Por outro lado sendo Peniche por excelência a Cidade do Mar, antes de ser a moderna Capital da Onda, na cerimónia de anteontem não se viu reflectida essa sua inegável e característica qualidade. Que me recorde, o mar apenas ali aflorou na personalidade de uma campeã de xadrez que também pratica surf e no meritório trabalho de investigação da Mare – Instituto Politécnico de Leiria. Isentando a organização de toda e qualquer responsabilidade, pergunto às instituições locais da classe marítima se não haveria entre os jovens (14 a 35 anos) um pescador, uma operária conserveira, um trabalhador dos estaleiros navais, enfim, um só representante das dignas e duras profissões do mar merecedor de uma proposta de candidatura. Uma só!?

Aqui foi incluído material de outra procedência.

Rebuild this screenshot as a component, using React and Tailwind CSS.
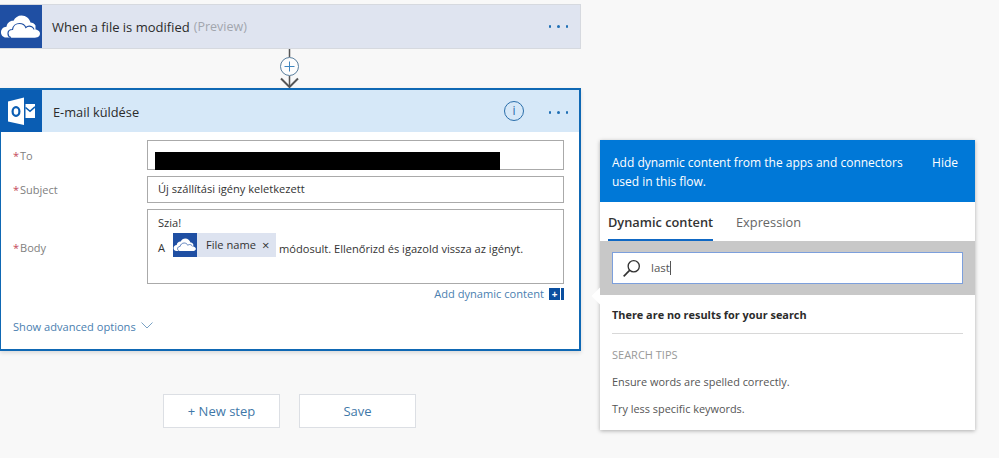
const font = { fontFamily: '"Open Sans", "Noto Sans", sans-serif' };

function OneDriveIcon({ size = 42 }) {
  return (
    <svg width={size} height={size} viewBox="0 0 42 42">
      <path d="M6 31.500C3 31.500 1 29 1 26.500C1 23.500 3 21 6.500 20.800C7 17 10 14.500 13.500 14.800C15 11.500 18 9.500 21.500 9.500C26 9.500 29.500 12.500 30.500 16.500C32.500 16.500 34.500 17.500 35.500 19.500L35.500 31.500Z" fill="#fff" />
      <path d="M12 31.500C9.500 31.500 8 29.500 8 27.500C8 25 10 23.500 12.500 23.500C13 20 16 17.500 19.500 17.500C22.500 17.500 24.800 19 25.800 21.500C27.500 20 30 19.800 31.800 20.800C33 21.500 33.800 22.500 34 23.500C37.500 23.300 40 25 40 27.700C40 30 38 31.500 36 31.500Z" fill="#fff" />
      <path d="M11 31.500C9 31 8 29.300 8 27.500C8 25 10 23.500 12.500 23.500C13 20 16 17.500 19.500 17.500C22.500 17.500 24.800 19 25.800 21.500C27.500 20 30 19.800 31.800 20.800C33 21.500 33.800 22.500 34 23.500" fill="none" stroke="#1f4fa3" strokeWidth="1.200" />
    </svg>
  );
}

function OutlookIcon() {
  return (
    <svg width="42" height="42" viewBox="0 0 42 42">
      <path d="M8 11.500 L24 7.500 V35 L8 31.500z" fill="#fff" />
      <path d="M25.500 14h9.500v14h-9.500z" fill="#fff" />
      <path d="M25.500 17.500l4.500 3.800 5-4.500" fill="none" stroke="#0a5db3" strokeWidth="1.600" />
      <ellipse cx="16" cy="21.500" rx="3.400" ry="4.300" fill="none" stroke="#0a5db3" strokeWidth="2.200" />
    </svg>
  );
}

function Dots({ className }) {
  return (
    <div className={`flex items-center gap-[6px] ${className}`}>
      <span className="h-[2.500px] w-[2.500px] rounded-full bg-[#1f6fb5]" />
      <span className="h-[2.500px] w-[2.500px] rounded-full bg-[#1f6fb5]" />
      <span className="h-[2.500px] w-[2.500px] rounded-full bg-[#1f6fb5]" />
    </div>
  );
}

function Label({ children, className = "" }) {
  return (
    <div className={`w-[146px] shrink-0 pl-[12px] text-[11px] text-[#808080] ${className}`}>
      <span className="mr-[1px] text-[#c4485a]">*</span>
      {children}
    </div>
  );
}

export default function App() {
  return (
    <div style={font} className="flex h-[458px] w-[999px] overflow-hidden bg-[#f8f8f8] text-[#333]">
      <div className="w-[600px] shrink-0">
        {/* trigger card */}
        <div className="mt-[4px] flex h-[45px] w-[581px] items-center border border-l-0 border-[#d6d9df] bg-[#dfe4f0]">
          <div className="flex h-[43px] w-[42px] shrink-0 items-center justify-center bg-[#1f4fa3]">
            <OneDriveIcon />
          </div>
          <span className="ml-[10px] pt-[2px] text-[13px] text-[#2b2b2b]">When a file is modified</span>
          <span className="ml-[4px] pt-[2px] text-[12.500px] text-[#a2a6ae]">(Preview)</span>
          <Dots className="ml-auto mr-[12px]" />
        </div>

        {/* connector */}
        <svg width="581" height="39" viewBox="0 0 581 39" className="block">
          <path d="M289.500 0v8" stroke="#555" strokeWidth="1.500" />
          <circle cx="289.500" cy="17.500" r="9" fill="#fdfdfd" stroke="#5a7f9e" strokeWidth="1" />
          <path d="M284.500 17.500h10M289.500 12.500v10" stroke="#3f86c0" strokeWidth="1" />
          <path d="M289.500 27v11" stroke="#555" strokeWidth="1.500" />
          <path d="M281 29.500l8.500 8.500 8.500-8.500" fill="none" stroke="#555" strokeWidth="2" />
        </svg>

        {/* action card */}
        <div className="flex h-[263px] w-[581px] flex-col border-2 border-l border-[#0f68b4] bg-white shadow-[0_2px_4px_rgba(0,0,0,0.12)]">
          <div className="-ml-px flex h-[42px] shrink-0 items-center bg-[#d6e8f8]">
            <div className="flex h-[42px] w-[42px] shrink-0 items-center justify-center bg-[#0a5db3]">
              <OutlookIcon />
            </div>
            <span className="ml-[11px] pt-[3px] text-[12.800px] text-[#2b2b2b]">E-mail küldése</span>
            <div className="ml-auto mr-[55px] flex h-[20px] w-[20px] items-center justify-center rounded-full border-[1.500px] border-[#2a6eaa] text-[12px] leading-none text-[#2a6eaa]">
              i
            </div>
          </div>
          <div className="relative flex-1 pr-[15px] pt-[8px]">
            <Dots className="absolute right-[11px] top-[-21px]" />
            <div className="flex h-[30px] items-center">
              <Label className="pt-[3px]">To</Label>
              <div className="h-[30px] flex-1 border border-[#aaa] bg-white pl-[7px] pt-[11px]">
                <div className="h-[18px] w-[345px] bg-black" />
              </div>
            </div>
            <div className="mt-[6px] flex h-[27px] items-center">
              <Label className="pt-[2px]">Subject</Label>
              <div className="flex h-[27px] flex-1 items-center border border-[#aaa] pl-[10px] text-[11.100px] text-[#333]">
                Új szállítási igény keletkezett
              </div>
            </div>
            <div className="mt-[6px] flex h-[75px] items-center">
              <Label className="pt-[3px]">Body</Label>
              <div className="h-[75px] flex-1 border border-[#aaa] pl-[10px] pt-[3px] text-[11.100px] text-[#333]">
                <div className="h-[19px] leading-[19px]">Szia!</div>
                <div className="mt-[1px] flex h-[24px] items-center">
                  <span className="mt-[7px] w-[15px]">A</span>
                  <div className="flex h-[24px] w-[103px] items-center bg-[#dde3f0]">
                    <div className="flex h-[24px] w-[24px] items-center justify-center bg-[#1f4fa3]">
                      <OneDriveIcon size={24} />
                    </div>
                    <span className="ml-[9px]">File name</span>
                    <span className="ml-[6px] text-[13px] leading-none">×</span>
                  </div>
                  <span className="ml-[3px] mt-[8px] whitespace-nowrap">módosult. Ellenőrizd és igazold vissza az igényt.</span>
                </div>
              </div>
            </div>
            <div className="flex h-[20px] items-center justify-end text-[11.100px] text-[#4a80b0]">
              <span>Add dynamic content</span>
              <div className="ml-[5px] flex h-[12px] w-[15px] items-center border-r-[3px] border-[#0a4fa0] bg-white">
                <div className="flex h-[12px] w-[11px] items-center justify-center bg-[#0a4fa0] text-[10px] font-bold leading-none text-white">
                  +
                </div>
              </div>
            </div>
            <div className="mt-[15px] flex items-center pl-[12px] text-[11.100px] text-[#4a80b0]">
              <span>Show advanced options</span>
              <svg width="12" height="7" viewBox="0 0 12 7" className="ml-[5px] -translate-y-[2px]">
                <path d="M.5.500l5.500 5.500 5.500-5.500" fill="none" stroke="#7aa2c4" strokeWidth="1" />
              </svg>
            </div>
          </div>
        </div>

        {/* step buttons */}
        <div className="ml-[163px] mt-[43px] flex gap-[19px]">
          <div className="flex h-[34px] w-[117px] items-center justify-center border border-[#dcdfe4] bg-white pt-[2px] text-[13px] text-[#3f78a8]">
            + New step
          </div>
          <div className="flex h-[34px] w-[117px] items-center justify-center border border-[#dcdfe4] bg-white pt-[2px] text-[13px] text-[#3f78a8]">
            Save
          </div>
        </div>
      </div>

      {/* dynamic content panel */}
      <div className="relative mt-[140px] h-[290px] w-[375px] bg-white shadow-[0_1px_4px_rgba(0,0,0,0.3)]">
        <div className="absolute left-[-6px] top-[150px] h-[12px] w-[12px] rotate-45 bg-white" />
        <div className="relative flex h-[62px] justify-between bg-[#0078d7] pl-[12px] pr-[17px] pt-[13px] text-[12px] leading-[19px] text-white">
          <div className="w-[310px]">Add dynamic content from the apps and connectors used in this flow.</div>
          <div>Hide</div>
        </div>
        <div className="flex h-[39px] items-start pl-[8px] pt-[11px] text-[12.800px]">
          <div className="flex h-[28px] w-[105px] justify-center border-b-2 border-[#0f68c4] font-semibold whitespace-nowrap text-[#333]">
            Dynamic content
          </div>
          <div className="ml-[23px] text-[#666]">Expression</div>
        </div>
        <div className="relative h-[54px] bg-[#c8c8c8] px-[12px] pt-[11px]">
          <div className="flex h-[32px] items-center border-[1.500px] border-[#7c9fdc] bg-white pl-[9px] text-[11.500px] text-[#555]">
            <svg width="19" height="19" viewBox="0 0 17 17">
              <circle cx="10.500" cy="6.500" r="5" fill="none" stroke="#333" strokeWidth="1.200" />
              <path d="M7 10L1.500 15.500" stroke="#333" strokeWidth="1.500" />
            </svg>
            <span className="ml-[10px]">last</span>
            <span className="h-[14px] w-px bg-[#555]" />
          </div>
        </div>
        <div className="relative px-[12px]">
          <div className="flex h-[39px] items-center border-b border-[#d8d8d8] pt-[2px] text-[10.900px] font-bold text-[#2b2b2b]">
            There are no results for your search
          </div>
          <div className="mt-[12px] text-[11px] leading-[18px] text-[#999]">SEARCH TIPS</div>
          <div className="mt-[9px] text-[10.900px] leading-[18px] text-[#555]">Ensure words are spelled correctly.</div>
          <div className="mt-[9px] text-[10.900px] leading-[18px] text-[#555]">Try less specific keywords.</div>
        </div>
      </div>
    </div>
  );
}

Peniche é o Mar e não senti este na Gala como merece e justifica.
Regresso às origens e ao incondicional louvor à iniciativa.
Todos os intervenientes directos e indirectos no acontecido merecem parabéns. Peniche viveu um momento que se projecta no futuro, revelando ainda a inexcedível qualidade do cenário de acolhimento, o novel Hotel MH da cidade, instituição que muito valoriza o seu parque hoteleiro.
Como momentos marcantes, para além da sábia e divertida condução de José Carlos Malato, uma presença norte-alentejana que muito valorizou a cerimónia, destacaria a magnífica e inteligente intervenção de Rui Pregal da Cunha, um nome incontornável da música portuguesa, e não só, assim como a gentil e muito segura participação de Sónia Balacó, jovem penichense justamente agraciada como o Prémio Carreira.
A Câmara Municipal de Peniche, o seu carismático presidente, António José Correia, e o seu Conselho Municipal de Juventude deram corpo à Gala da Juventude e garantiram, logo ali, a sua sustentada continuidade. Exemplar comportamento de uma autarquia atenta aos valores demonstrados pelas mais jovens gerações, merece ser considerado como um modelo a perpetuar e a servir de exemplo.